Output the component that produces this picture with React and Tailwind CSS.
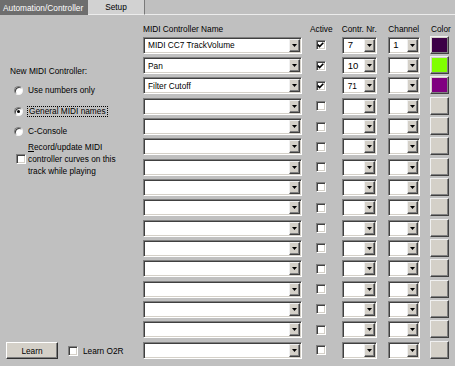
import React from 'react';

const rows = [
  { name: 'MIDI CC7 TrackVolume', active: true, nr: '7', ch: '1', color: 'bg-[#3c0046]', nrCls: 'text-[9.5px]' },
  { name: 'Pan', active: true, nr: '10', ch: '', color: 'bg-[#80ff00]', nrCls: 'text-[9.5px]' },
  { name: 'Filter Cutoff', active: true, nr: '71', ch: '', color: 'bg-[#800080]', nrCls: 'text-[8.3px]' },
  ...Array.from({ length: 13 }, () => ({ name: '', active: false, nr: '', ch: '', color: 'bg-[#d4d0c8]', nrCls: '' })),
];

const DropBtn = () => (
  <div className="w-[11px] h-full shrink-0 bg-[#d4d0c8] border border-t-[#f0f0f0] border-l-[#f0f0f0] border-b-[#404040] border-r-[#404040] shadow-[inset_-1px_-1px_0_#808080] flex items-center justify-center">
    <svg width="5" height="3" viewBox="0 0 5 3">
      <path d="M0 0h5L2.5 3z" fill="#000" />
    </svg>
  </div>
);

const Combo = ({ w, value, textCls = '' }) => (
  <div className={`${w} h-[17px] flex bg-white border border-t-[#808080] border-l-[#808080] border-b-white border-r-white shadow-[inset_1px_1px_0_#404040,inset_-1px_-1px_0_#d4d0c8] p-[1px]`}>
    <div className={`flex-1 min-w-0 pl-[3px] flex items-center overflow-hidden whitespace-nowrap ${textCls}`}>{value}</div>
    <DropBtn />
  </div>
);

const Check = ({ checked }) => (
  <div className="w-[10px] h-[10px] bg-white border border-t-[#808080] border-l-[#808080] border-b-white border-r-white shadow-[inset_1px_1px_0_#404040,inset_-1px_-1px_0_#d4d0c8] flex items-center justify-center">
    {checked && (
      <svg width="7" height="6" viewBox="0 0 7 6">
        <polyline points="0.8,2.6 2.6,4.6 6.3,0.8" fill="none" stroke="#000" strokeWidth="1.6" />
      </svg>
    )}
  </div>
);

const Radio = ({ checked }) => (
  <div className="w-[9px] h-[9px] rounded-full bg-white border border-t-[#808080] border-l-[#808080] border-b-[#f4f4f4] border-r-[#f4f4f4] shadow-[inset_1px_1px_0_#404040] flex items-center justify-center">
    {checked && <div className="w-[3px] h-[3px] rounded-full bg-black" />}
  </div>
);

export default function App() {
  return (
    <div className="w-[455px] h-[366px] bg-[#c0c0c0] overflow-hidden font-['Liberation_Sans',Arial,sans-serif] text-[8.3px] leading-[10px] text-black">
      {/* tabs */}
      <div className="h-[15px] flex">
        <div className="w-[88px] h-[15px] bg-[#6e6e6e] text-white pl-[3px] flex items-center">Automation/Controller</div>
        <div className="w-[57px] h-[15px] bg-[#d2d2d2] border-r border-r-[#7a7a7a] border-b border-b-[#ececec] flex items-center justify-center">Setup</div>
        <div className="flex-1 border-b border-b-[#ececec]" />
      </div>

      <div className="flex h-[351px]">
        {/* left panel */}
        <div className="w-[143px] flex flex-col pb-[7px]">
          <div className="mt-[51px] pl-[10px]">New MIDI Controller:</div>
          <div className="mt-[9px] flex items-center pl-[14px] h-[10px]">
            <Radio />
            <span className="ml-[5px]">Use numbers only</span>
          </div>
          <div className="mt-[11px] flex items-center pl-[14px] h-[10px]">
            <Radio checked />
            <span className="ml-[4px] border border-dotted border-black px-[1px] leading-[9px]">General MIDI names</span>
          </div>
          <div className="mt-[10px] flex items-center pl-[14px] h-[10px]">
            <Radio />
            <span className="ml-[5px]">C-Console</span>
          </div>
          <div className="mt-[5px] flex items-center pl-[16px]">
            <Check />
            <div className="ml-[2px] leading-[12px]">
              <div><span className="underline">R</span>ecord/update MIDI</div>
              <div>controller curves on this</div>
              <div>track while playing</div>
            </div>
          </div>
          <div className="mt-auto flex items-center pl-[6px]">
            <button className="w-[52px] h-[17px] bg-[#d4d0c8] border border-t-white border-l-white border-b-[#303030] border-r-[#303030] shadow-[inset_-1px_-1px_0_#808080] flex items-center justify-center">
              Learn
            </button>
            <div className="ml-[10px]">
              <Check />
            </div>
            <span className="ml-[5px]">Learn O2R</span>
          </div>
        </div>

        {/* controller table */}
        <div className="flex flex-col">
          <div className="mt-[9px] h-[10px] flex">
            <div className="w-[159px]">MIDI Controller Name</div>
            <div className="w-[39.7px] pl-[8px]">Active</div>
            <div className="w-[46.6px]">Contr. Nr.</div>
            <div className="w-[41.7px]">Channel</div>
            <div className="pl-[1px]">Color</div>
          </div>
          <div className="mt-[2.7px] grid grid-rows-[repeat(16,20.33px)]">
            {rows.map((r, i) => (
              <div key={i} className="flex items-start">
                <Combo w="w-[159px]" value={r.name} />
                <div className="w-[39.7px] h-[17px] flex items-center pl-[13.5px]">
                  <Check checked={r.active} />
                </div>
                <Combo w="w-[35px]" value={r.nr} textCls={`${r.nrCls} pl-[4px]`} />
                <div className="w-[11.6px]" />
                <Combo w="w-[31.7px]" value={r.ch} textCls="text-[9.5px] pl-[2px]" />
                <div className="w-[10px]" />
                <div className="w-[19px] h-[18px] -mt-[1px] bg-[#d4d0c8] border border-t-[#f0f0f0] border-l-[#f0f0f0] border-b-[#404040] border-r-[#404040] shadow-[inset_-1px_-1px_0_#808080] p-[1px]">
                  <div className={`w-full h-full ${r.color}`} />
                </div>
              </div>
            ))}
          </div>
        </div>
      </div>
    </div>
  );
}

### What needs to be done
For each line above that contains the word "React", copy that line.

### The answer
Output the component that produces this picture with React and Tailwind CSS.
import React from 'react';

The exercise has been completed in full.